On 07/24/2011 07:44 PM, Hugh Brock wrote:
Speaking of the whole Conductor/Orchestrator split. Mark and I got very excited about this because it seemed like there would be room for two smaller independent OSS projects there rather than one big hairy one. I've heard privately from various people however that they thought that split would leave Conductor as a not-all-that-interesting piece by itself, concerned only with cloud resource allocation and permissions (and some level of display of various things).
How do folks out there feel about this? Can we have some debate here, please?
Carving up all the things that we want to achieve with aeolus, and breaking it all up into manageable chunks, with goals which are sufficiently tightly defined that they allow focussed discussions where there's a shared understanding, would be a great help. We can't be complacent about the problems of excessive complexity.
On the other hand, creating another app besides Conductor, which would do some of the things which are currently intended to be done by Conductor won't be helpful.
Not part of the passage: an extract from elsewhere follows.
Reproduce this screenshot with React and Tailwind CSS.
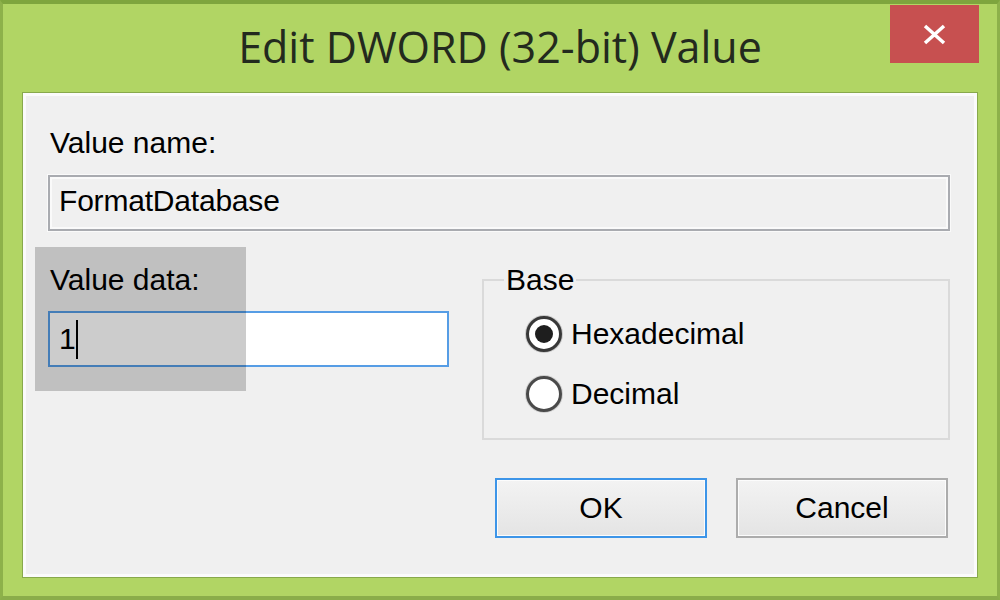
export default function App() {
  const body = "font-['Liberation_Sans',Arial,sans-serif] text-[30px] leading-[34px] text-black";
  return (
    <div className="w-[1000px] h-[600px] overflow-hidden bg-[#b1d564] border-t-[4px] border-t-[#7ea53e] border-x-[3px] border-x-[#8db14a] border-b-[4px] border-b-[#8aad4a] flex flex-col">
      {/* Title bar */}
      <div className="relative h-[88px] flex justify-center pt-[21px] shrink-0">
        <div className="font-['Open_Sans','Noto_Sans',sans-serif] text-[43px] leading-[43px] text-[#232a1e]">
          Edit DWORD (32-bit) Value
        </div>
        <div className="absolute top-[1px] right-[18px] w-[89px] h-[58px] bg-[#c75050] flex items-center justify-center">
          <svg width="25" height="21" viewBox="0 0 25 21">
            <path d="M3 2 L22 19 M22 2 L3 19" stroke="#ffffff" strokeWidth="3.5" fill="none" />
          </svg>
        </div>
      </div>

      {/* Client panel */}
      <div className="mx-[19px] h-[486px] shrink-0 border border-[#88a94c]">
        <div className={`relative h-full border-[3px] border-[#fbfbfb] bg-[#f0f0f0] flex flex-col ${body}`}>
          <div className="mt-[30px] ml-[24px]">Value name:</div>
          <div className="mt-[15px] ml-[22px] mr-[24px] h-[56px] border-2 border-[#a9abb0] shadow-[0_0_0_1px_#fafafa,inset_0_0_0_2px_#fafafa] bg-[#f0f0f0] pl-[9px] pt-[7px] tracking-[-0.2px]">
            FormatDatabase
          </div>

          <div className="flex items-start ml-[22px]">
            <div className="w-[401px] flex flex-col">
              <div className="mt-[32px] ml-[2px]">Value data:</div>
              <div className="mt-[14px] h-[56px] border-2 border-[#569de5] bg-white flex items-center pl-[9px]">
                <span>1</span>
                <span className="inline-block w-[2px] h-[39px] bg-black"></span>
              </div>
            </div>
            <fieldset className="ml-[33px] mt-[32px] w-[468px] border-2 border-[#dadada] pt-[19px] pb-[26px] pl-[42px]">
              <legend className="-ml-[22px] px-[2px]">Base</legend>
              <div className="flex items-center h-[36px]">
                <div className="w-[36px] h-[36px] rounded-full border-[3px] border-[#383838] bg-white shadow-[0_0_0_1px_#c9c9c9] flex items-center justify-center">
                  <div className="w-[18px] h-[18px] rounded-full bg-[#1e1e1e]"></div>
                </div>
                <span className="ml-[9px]">Hexadecimal</span>
              </div>
              <div className="flex items-center h-[36px] mt-[24px]">
                <div className="w-[36px] h-[36px] rounded-full border-[3px] border-[#4a4a4a] bg-white shadow-[0_0_0_1px_#cfcfcf]"></div>
                <span className="ml-[9px]">Decimal</span>
              </div>
            </fieldset>
          </div>

          <div className="mt-[38px] flex justify-end gap-[29px] pr-[26px]">
            <div className="w-[212px] h-[60px] border-2 border-[#3d95e8] bg-linear-to-b from-[#f3f3f3] to-[#e4e4e4] shadow-[inset_0_0_0_1px_#fcfcfc] flex items-center justify-center">
              OK
            </div>
            <div className="w-[212px] h-[60px] border-2 border-[#acacac] bg-linear-to-b from-[#f3f3f3] to-[#e4e4e4] shadow-[inset_0_0_0_1px_#fcfcfc] flex items-center justify-center">
              Cancel
            </div>
          </div>

          {/* Selection overlay */}
          <div className="absolute left-[9px] top-[151px] w-[211px] h-[144px] bg-black/20"></div>
        </div>
      </div>
    </div>
  );
}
Specifically in the case of the proposal around Conductor & Orchestrator, there simply isn't enough substance there to stand up two independent applications, and have each of the be useful and interesting - likely to draw a greater number of community contributions.
As I said in a previous thread, the requirement for the ability to configure and customise instances on boot, to make them provide a bespoke service, for example, is certainly compelling. However, it applies just as much to a launch of a single instance as it does to the simultaneous launch of multiple instances.
It would not help us to remove the configuration and customisation of instances on boot, and support for multi-instance deployables, from the Conductor application, because what that would leave, an app which can only launch uncustomised images, one at a time, would no longer be particularly useful or interesting. There are not credible user scenarios where a user would be sufficiently sophisticated that they require pool management, quotas and provider matching, but would not need to have any of the instances which they launch be customised on start up at all.
Given the investment of effort thus far in Conductor, in testing, in creating the best new UI we can etc., this really isn't the time to devalue it be taking extracting core functionality (albeit functionality which is not yet implemented beyond a basic prototype).
In summary, I think we should continue to deliver the best application we can in Conductor, and we shouldn't attempt to solve what is primarily a problem of the most efficient way of organising developers by imposing a sub-optimal design on the software we create. That feels like putting the cart before the horse.
On the other hand, if Orchestrator were a subsystem of Conductor, then the value of the application is preserved, and we could potentially get some isolation and clarity around the development of support for complex boot-time configuration of instances too.
There are several aspects of Conductor's functionality (provider matching, monitoring etc.) which would lend themselves to implementation in discrete loadable modules which could be developed semi-independently and loaded into Conductor at runtime.